■ **The input**
┌──
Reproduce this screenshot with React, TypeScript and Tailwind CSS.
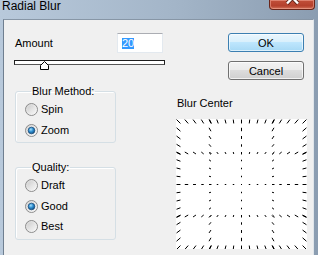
└──
┌──
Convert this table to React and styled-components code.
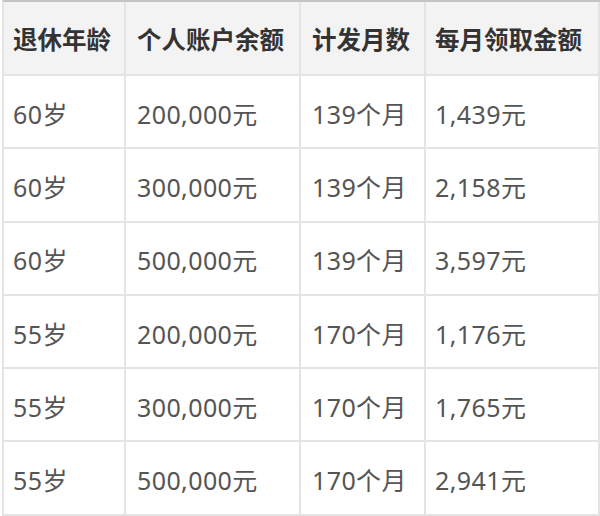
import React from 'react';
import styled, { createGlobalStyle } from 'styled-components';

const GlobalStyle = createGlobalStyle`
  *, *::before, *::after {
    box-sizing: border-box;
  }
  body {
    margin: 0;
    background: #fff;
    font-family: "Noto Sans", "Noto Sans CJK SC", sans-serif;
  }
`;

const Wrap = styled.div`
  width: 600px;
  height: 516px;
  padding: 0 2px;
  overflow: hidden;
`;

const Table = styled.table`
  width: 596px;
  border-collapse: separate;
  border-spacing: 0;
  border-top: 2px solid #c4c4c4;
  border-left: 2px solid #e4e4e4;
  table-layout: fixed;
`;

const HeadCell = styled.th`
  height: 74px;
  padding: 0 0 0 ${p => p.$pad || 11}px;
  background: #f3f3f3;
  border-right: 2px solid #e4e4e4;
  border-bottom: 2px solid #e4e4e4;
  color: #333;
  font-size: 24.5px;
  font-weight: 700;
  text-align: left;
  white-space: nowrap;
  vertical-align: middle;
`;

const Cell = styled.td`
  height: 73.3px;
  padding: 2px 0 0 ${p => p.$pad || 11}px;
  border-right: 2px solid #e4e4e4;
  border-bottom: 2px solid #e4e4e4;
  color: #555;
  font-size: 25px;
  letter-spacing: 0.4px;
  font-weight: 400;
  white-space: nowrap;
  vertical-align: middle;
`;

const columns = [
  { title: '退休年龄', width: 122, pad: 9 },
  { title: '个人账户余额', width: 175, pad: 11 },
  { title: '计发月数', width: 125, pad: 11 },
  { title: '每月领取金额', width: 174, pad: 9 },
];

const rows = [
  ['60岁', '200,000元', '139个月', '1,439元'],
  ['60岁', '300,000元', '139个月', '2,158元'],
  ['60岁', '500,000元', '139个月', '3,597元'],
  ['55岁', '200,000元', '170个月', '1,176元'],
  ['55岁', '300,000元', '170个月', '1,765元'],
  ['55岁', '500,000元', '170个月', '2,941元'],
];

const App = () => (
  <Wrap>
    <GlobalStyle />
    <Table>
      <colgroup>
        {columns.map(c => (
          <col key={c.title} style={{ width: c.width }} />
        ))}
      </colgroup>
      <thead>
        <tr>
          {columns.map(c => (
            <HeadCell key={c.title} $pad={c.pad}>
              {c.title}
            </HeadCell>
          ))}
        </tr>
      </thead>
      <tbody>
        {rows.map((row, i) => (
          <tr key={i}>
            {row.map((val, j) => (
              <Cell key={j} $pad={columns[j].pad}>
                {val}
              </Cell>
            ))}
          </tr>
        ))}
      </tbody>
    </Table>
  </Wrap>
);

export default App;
└──
┌──
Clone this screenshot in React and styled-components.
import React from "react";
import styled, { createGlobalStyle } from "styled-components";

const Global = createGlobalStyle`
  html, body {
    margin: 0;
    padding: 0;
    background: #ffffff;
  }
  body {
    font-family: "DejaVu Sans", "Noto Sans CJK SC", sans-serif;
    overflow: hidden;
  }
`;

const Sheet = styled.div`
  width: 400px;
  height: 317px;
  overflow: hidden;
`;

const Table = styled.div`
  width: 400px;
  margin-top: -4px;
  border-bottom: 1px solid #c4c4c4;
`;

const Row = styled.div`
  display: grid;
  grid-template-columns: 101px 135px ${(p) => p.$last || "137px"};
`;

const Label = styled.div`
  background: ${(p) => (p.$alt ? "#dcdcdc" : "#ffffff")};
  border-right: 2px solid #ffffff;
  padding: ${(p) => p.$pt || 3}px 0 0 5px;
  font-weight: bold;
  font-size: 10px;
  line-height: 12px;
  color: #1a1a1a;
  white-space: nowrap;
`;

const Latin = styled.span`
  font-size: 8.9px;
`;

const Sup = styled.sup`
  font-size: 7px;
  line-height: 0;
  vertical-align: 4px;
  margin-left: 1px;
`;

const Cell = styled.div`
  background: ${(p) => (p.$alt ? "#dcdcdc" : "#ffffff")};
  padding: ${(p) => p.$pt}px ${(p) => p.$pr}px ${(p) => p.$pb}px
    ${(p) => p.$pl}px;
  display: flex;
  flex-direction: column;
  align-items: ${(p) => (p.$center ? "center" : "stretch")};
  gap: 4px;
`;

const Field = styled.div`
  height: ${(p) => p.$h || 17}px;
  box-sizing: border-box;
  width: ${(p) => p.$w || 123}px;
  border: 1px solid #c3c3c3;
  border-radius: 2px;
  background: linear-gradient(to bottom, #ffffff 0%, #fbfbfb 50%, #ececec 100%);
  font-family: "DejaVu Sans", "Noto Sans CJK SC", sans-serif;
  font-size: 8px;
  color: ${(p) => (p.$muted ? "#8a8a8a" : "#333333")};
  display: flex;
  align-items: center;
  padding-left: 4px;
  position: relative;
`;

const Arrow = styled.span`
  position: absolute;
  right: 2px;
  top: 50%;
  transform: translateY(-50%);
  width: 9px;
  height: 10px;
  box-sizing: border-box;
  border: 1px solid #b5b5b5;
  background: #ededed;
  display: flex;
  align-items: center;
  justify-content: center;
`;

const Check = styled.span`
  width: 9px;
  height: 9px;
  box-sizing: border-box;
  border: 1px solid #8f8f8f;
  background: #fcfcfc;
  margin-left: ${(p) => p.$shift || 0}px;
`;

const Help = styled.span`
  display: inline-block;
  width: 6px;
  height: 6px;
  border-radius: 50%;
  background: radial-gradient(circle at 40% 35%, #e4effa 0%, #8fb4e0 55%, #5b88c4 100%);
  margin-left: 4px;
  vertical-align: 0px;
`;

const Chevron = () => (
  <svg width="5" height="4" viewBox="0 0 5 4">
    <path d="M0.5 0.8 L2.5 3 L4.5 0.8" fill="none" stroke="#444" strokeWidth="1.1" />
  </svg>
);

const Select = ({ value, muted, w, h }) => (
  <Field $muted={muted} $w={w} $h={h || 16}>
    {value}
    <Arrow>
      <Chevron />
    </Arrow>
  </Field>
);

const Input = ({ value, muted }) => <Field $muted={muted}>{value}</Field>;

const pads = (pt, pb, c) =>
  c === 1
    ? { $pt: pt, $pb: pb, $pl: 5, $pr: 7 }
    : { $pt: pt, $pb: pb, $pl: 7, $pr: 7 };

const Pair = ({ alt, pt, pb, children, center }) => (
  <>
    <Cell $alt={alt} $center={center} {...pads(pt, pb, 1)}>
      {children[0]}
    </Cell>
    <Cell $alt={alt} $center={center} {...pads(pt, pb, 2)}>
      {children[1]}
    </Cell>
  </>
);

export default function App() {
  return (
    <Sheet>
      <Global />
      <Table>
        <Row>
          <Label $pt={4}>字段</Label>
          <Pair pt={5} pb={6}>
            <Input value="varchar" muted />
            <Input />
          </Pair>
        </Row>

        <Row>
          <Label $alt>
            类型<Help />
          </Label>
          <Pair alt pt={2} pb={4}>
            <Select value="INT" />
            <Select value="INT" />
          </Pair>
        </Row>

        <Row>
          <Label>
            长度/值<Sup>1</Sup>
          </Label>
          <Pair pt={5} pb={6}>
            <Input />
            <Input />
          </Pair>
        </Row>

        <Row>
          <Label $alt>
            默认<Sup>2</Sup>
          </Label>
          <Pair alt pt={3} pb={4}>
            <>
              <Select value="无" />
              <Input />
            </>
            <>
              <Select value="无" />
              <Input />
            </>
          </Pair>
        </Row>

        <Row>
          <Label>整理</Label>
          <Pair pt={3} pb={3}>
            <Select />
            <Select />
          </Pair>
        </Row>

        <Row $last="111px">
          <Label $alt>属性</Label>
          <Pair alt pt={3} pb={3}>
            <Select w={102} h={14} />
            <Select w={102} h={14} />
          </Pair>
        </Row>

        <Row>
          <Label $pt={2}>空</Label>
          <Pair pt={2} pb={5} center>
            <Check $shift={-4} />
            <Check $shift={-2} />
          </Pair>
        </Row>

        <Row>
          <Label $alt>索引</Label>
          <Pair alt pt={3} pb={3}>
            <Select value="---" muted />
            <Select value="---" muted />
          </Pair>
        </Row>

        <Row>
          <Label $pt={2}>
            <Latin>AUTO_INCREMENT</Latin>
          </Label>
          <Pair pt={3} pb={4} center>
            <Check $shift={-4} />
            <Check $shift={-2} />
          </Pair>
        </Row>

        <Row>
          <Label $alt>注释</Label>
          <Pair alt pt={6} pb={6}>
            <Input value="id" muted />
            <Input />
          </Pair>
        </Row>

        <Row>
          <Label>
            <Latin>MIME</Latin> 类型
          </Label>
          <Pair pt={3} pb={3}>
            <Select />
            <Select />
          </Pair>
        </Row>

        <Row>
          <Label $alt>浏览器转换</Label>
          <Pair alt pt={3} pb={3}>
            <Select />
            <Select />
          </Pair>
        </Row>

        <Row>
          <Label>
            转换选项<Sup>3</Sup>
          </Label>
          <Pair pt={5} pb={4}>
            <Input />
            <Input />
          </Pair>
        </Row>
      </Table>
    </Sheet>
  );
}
└──
■ **What you should do**
Identify each line holding the string "React", and copy it out.

■ **Output of the task**
Reproduce this screenshot with React, TypeScript and Tailwind CSS.
Convert this table to React and styled-components code.
import React from 'react';
Clone this screenshot in React and styled-components.
import React from "react";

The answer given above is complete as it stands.